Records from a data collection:
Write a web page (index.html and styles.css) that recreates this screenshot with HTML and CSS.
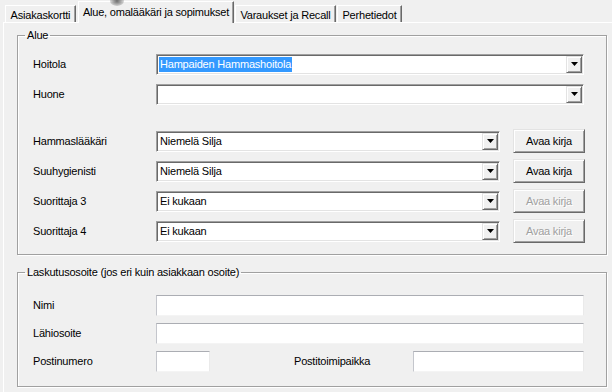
FILE: index.html
```html
<!DOCTYPE html>
<html lang="fi">
<head>
<meta charset="utf-8">
<title>Alue, omalääkäri ja sopimukset</title>
<link rel="stylesheet" href="styles.css">
</head>
<body>
<div class="cursor"></div>
<div class="tabs">
  <div class="tab t1">Asiakaskortti</div>
  <div class="tab active">Alue, omalääkäri ja sopimukset</div>
  <div class="tab t3">Varaukset ja Recall</div>
  <div class="tab t4">Perhetiedot</div>
</div>
<div class="panel">
  <fieldset class="group g1">
    <legend>Alue</legend>
    <div class="row">
      <span class="lbl">Hoitola</span>
      <div class="combo wide"><span class="val"><span class="sel">Hampaiden Hammashoitola</span></span><span class="drop"><svg width="7" height="4" viewBox="0 0 7 4"><polygon points="0,0 7,0 3.5,4" fill="#000"/></svg></span></div>
    </div>
    <div class="row">
      <span class="lbl">Huone</span>
      <div class="combo wide"><span class="val"></span><span class="drop"><svg width="7" height="4" viewBox="0 0 7 4"><polygon points="0,0 7,0 3.5,4" fill="#000"/></svg></span></div>
    </div>
    <div class="row spaced">
      <span class="lbl">Hammaslääkäri</span>
      <div class="combo narrow"><span class="val">Niemelä Silja</span><span class="drop"><svg width="7" height="4" viewBox="0 0 7 4"><polygon points="0,0 7,0 3.5,4" fill="#000"/></svg></span></div>
      <div class="btn">Avaa kirja</div>
    </div>
    <div class="row">
      <span class="lbl">Suuhygienisti</span>
      <div class="combo narrow"><span class="val">Niemelä Silja</span><span class="drop"><svg width="7" height="4" viewBox="0 0 7 4"><polygon points="0,0 7,0 3.5,4" fill="#000"/></svg></span></div>
      <div class="btn">Avaa kirja</div>
    </div>
    <div class="row">
      <span class="lbl">Suorittaja 3</span>
      <div class="combo narrow"><span class="val">Ei kukaan</span><span class="drop"><svg width="7" height="4" viewBox="0 0 7 4"><polygon points="0,0 7,0 3.5,4" fill="#000"/></svg></span></div>
      <div class="btn disabled">Avaa kirja</div>
    </div>
    <div class="row">
      <span class="lbl">Suorittaja 4</span>
      <div class="combo narrow"><span class="val">Ei kukaan</span><span class="drop"><svg width="7" height="4" viewBox="0 0 7 4"><polygon points="0,0 7,0 3.5,4" fill="#000"/></svg></span></div>
      <div class="btn disabled">Avaa kirja</div>
    </div>
  </fieldset>
  <fieldset class="group g2">
    <legend>Laskutusosoite (jos eri kuin asiakkaan osoite)</legend>
    <div class="row2">
      <span class="lbl">Nimi</span>
      <div class="input full"></div>
    </div>
    <div class="row2">
      <span class="lbl">Lähiosoite</span>
      <div class="input full"></div>
    </div>
    <div class="row2">
      <span class="lbl">Postinumero</span>
      <div class="input zip"></div>
      <span class="lbl2">Postitoimipaikka</span>
      <div class="input city"></div>
    </div>
  </fieldset>
</div>
</body>
</html>
```
FILE: styles.css
```css
html, body {
  margin: 0;
  padding: 0;
}
body {
  background: #f0f0f0;
  font-family: "Liberation Sans", Arial, sans-serif;
  font-size: 11px;
  letter-spacing: -0.2px;
  color: #000;
  width: 612px;
  height: 392px;
  overflow: hidden;
  position: relative;
}

.cursor {
  position: absolute;
  left: 110px;
  top: -4px;
  width: 14px;
  height: 10px;
  border-radius: 50%;
  background: radial-gradient(ellipse at center, rgba(60,60,60,0.75) 0%, rgba(90,90,90,0.35) 55%, rgba(240,240,240,0) 100%);
  z-index: 5;
}

/* Tabs */
.tabs {
  display: flex;
  align-items: flex-end;
  height: 22px;
  padding-left: 5px;
  position: relative;
  z-index: 2;
}
.tab {
  box-sizing: border-box;
  height: 17px;
  border-top: 1px solid #fff;
  border-left: 1px solid #fff;
  border-right: 1px solid #696969;
  box-shadow: inset -1px 0 0 #a0a0a0;
  display: flex;
  align-items: center;
  justify-content: center;
  white-space: nowrap;
  padding-top: 1px;
}
.t1 { width: 71px; margin-right: 2px; }
.t3 { width: 101px; margin-right: 1px; }
.t4 { width: 65px; }
.tab.active {
  width: 156px;
  height: 22px;
  margin-right: 1px;
  margin-bottom: -1px;
  background: #f0f0f0;
  padding-top: 0;
  padding-bottom: 2px;
}

/* Panel */
.panel {
  margin-left: 3px;
  border-top: 1px solid #fff;
  border-left: 1px solid #fff;
  height: 369px;
  padding-left: 13px;
}

.group {
  box-sizing: border-box;
  width: 590px;
  margin: 6px 0 0 0;
  border: 1px solid #a0a0a0;
  box-shadow: 1px 1px 0 #fff, inset 1px 1px 0 #fff;
  padding: 7px 0 8px 15px;
  min-width: 0;
}
.group legend {
  font-size: 11px;
  line-height: 13px;
  padding: 0 2px;
  margin-left: -8px;
}
.g2 {
  margin-top: 11px;
  padding: 12px 0 11px 15px;
}

.row {
  display: flex;
  align-items: center;
  height: 30px;
}
.row.spaced {
  margin-top: 17px;
}
.row2 {
  display: flex;
  align-items: center;
  height: 28px;
}
.lbl {
  width: 123px;
  flex: none;
}

/* Combo box (classic sunken) */
.combo {
  box-sizing: border-box;
  height: 21px;
  background: #fff;
  border-top: 1px solid #a0a0a0;
  border-left: 1px solid #a0a0a0;
  border-right: 1px solid #fff;
  border-bottom: 1px solid #fff;
  box-shadow: inset 1px 1px 0 #696969, inset -1px -1px 0 #e3e3e3;
  display: flex;
  align-items: center;
  padding: 1px;
  flex: none;
}
.combo.wide { width: 428px; }
.combo.narrow { width: 344px; }
.combo .val {
  flex: 1;
  padding-left: 2px;
  white-space: nowrap;
  overflow: hidden;
  line-height: 15px;
}
.combo .sel {
  background: #3399ff;
  color: #fff;
  display: inline-block;
  padding: 0 1px;
  margin-left: -1px;
  line-height: 15px;
}
.drop {
  box-sizing: border-box;
  width: 16px;
  height: 17px;
  background: #f0f0f0;
  border: 1px solid;
  border-color: #e3e3e3 #696969 #696969 #e3e3e3;
  box-shadow: inset 1px 1px 0 #fff, inset -1px -1px 0 #a0a0a0;
  display: flex;
  align-items: center;
  justify-content: center;
  flex: none;
}
.drop svg { display: block; }

/* Buttons */
.btn {
  box-sizing: border-box;
  width: 72px;
  height: 24px;
  margin-left: 13px;
  background: #f0f0f0;
  border: 1px solid;
  border-color: #e3e3e3 #696969 #696969 #e3e3e3;
  box-shadow: inset 1px 1px 0 #fff, inset -1px -1px 0 #a0a0a0;
  display: flex;
  align-items: center;
  justify-content: center;
  flex: none;
}
.btn.disabled {
  color: #a0a0a0;
  text-shadow: 1px 1px 0 #fff;
}

/* Text inputs */
.input {
  box-sizing: border-box;
  height: 21px;
  background: #fff;
  border-top: 1px solid #abadb3;
  border-left: 1px solid #c4c6cc;
  border-right: 1px solid #eaeaea;
  border-bottom: 1px solid #f4f4f4;
  flex: none;
}
.input.full { width: 428px; }
.input.zip { width: 54px; }
.lbl2 {
  margin-left: 84px;
  width: 119px;
  flex: none;
}
.input.city { width: 171px; }
```
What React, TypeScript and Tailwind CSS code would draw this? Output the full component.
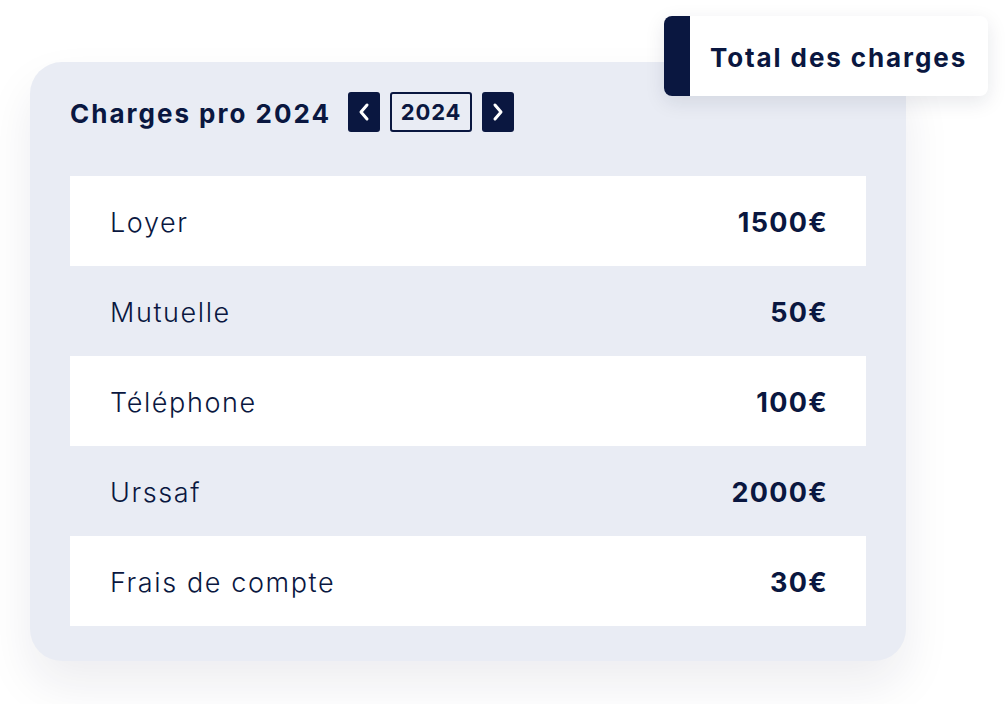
const rows = [
  { label: "Loyer", amount: "1500€" },
  { label: "Mutuelle", amount: "50€" },
  { label: "Téléphone", amount: "100€" },
  { label: "Urssaf", amount: "2000€" },
  { label: "Frais de compte", amount: "30€" },
];

function Chevron({ dir }: { dir: "left" | "right" }) {
  return (
    <svg width="14" height="20" viewBox="0 0 14 20" fill="none">
      <polyline
        points={dir === "left" ? "10,3 4,10 10,17" : "4,3 10,10 4,17"}
        stroke="white"
        strokeWidth="3"
        strokeLinecap="round"
        strokeLinejoin="round"
      />
    </svg>
  );
}

export default function App() {
  return (
    <div
      className="min-h-[704px] w-[1008px] bg-white pl-[30px] pt-[62px] text-[#0a1740]"
      style={{ fontFamily: "Inter, 'Noto Sans', sans-serif" }}
    >
      <div className="relative w-[876px] rounded-[32px] bg-[#e9ecf4] px-10 pb-[35px] pt-[30px] shadow-[0_24px_48px_rgba(20,30,60,0.08)]">
        {/* Total badge overlapping the card */}
        <div className="absolute -top-[46px] left-[634px] flex h-20 w-[324px] overflow-hidden rounded-lg bg-white shadow-[0_6px_20px_rgba(20,30,60,0.10)]">
          <div className="w-[26px] bg-[#0a1740]" />
          <div className="flex items-center pl-5 pt-0.5 text-[26px] font-bold tracking-[1.9px]">
            Total des charges
          </div>
        </div>

        {/* Header */}
        <div className="flex h-10 items-center">
          <h2 className="w-[278px] pt-0.5 text-[26px] font-bold tracking-[2px]">Charges pro 2024</h2>
          <div className="flex items-center gap-[10px]">
            <button className="flex h-10 w-8 items-center justify-center rounded-[3px] bg-[#0a1740]">
              <Chevron dir="left" />
            </button>
            <div className="flex h-10 w-[82px] items-center justify-center rounded-[3px] border-2 border-[#0a1740] pt-px text-[22px] font-bold tracking-[0.8px]">
              2024
            </div>
            <button className="flex h-10 w-8 items-center justify-center rounded-[3px] bg-[#0a1740]">
              <Chevron dir="right" />
            </button>
          </div>
        </div>

        {/* Rows */}
        <div className="mt-11">
          {rows.map((r, i) => (
            <div
              key={r.label}
              className={`flex h-[90px] items-center justify-between px-10 pt-1 ${i % 2 === 0 ? "bg-white" : ""}`}
            >
              <span className="text-[27px] font-light tracking-[1.6px]">{r.label}</span>
              <span className="-mr-[2px] text-[27px] font-bold tracking-[1.3px]">{r.amount}</span>
            </div>
          ))}
        </div>
      </div>
    </div>
  );
}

What needs to be done: Copy out each line of the material that holds the word "index".

Answer in full:
Write a web page (index.html and styles.css) that recreates this screenshot with HTML and CSS.
FILE: index.html
  z-index: 5;
  z-index: 2;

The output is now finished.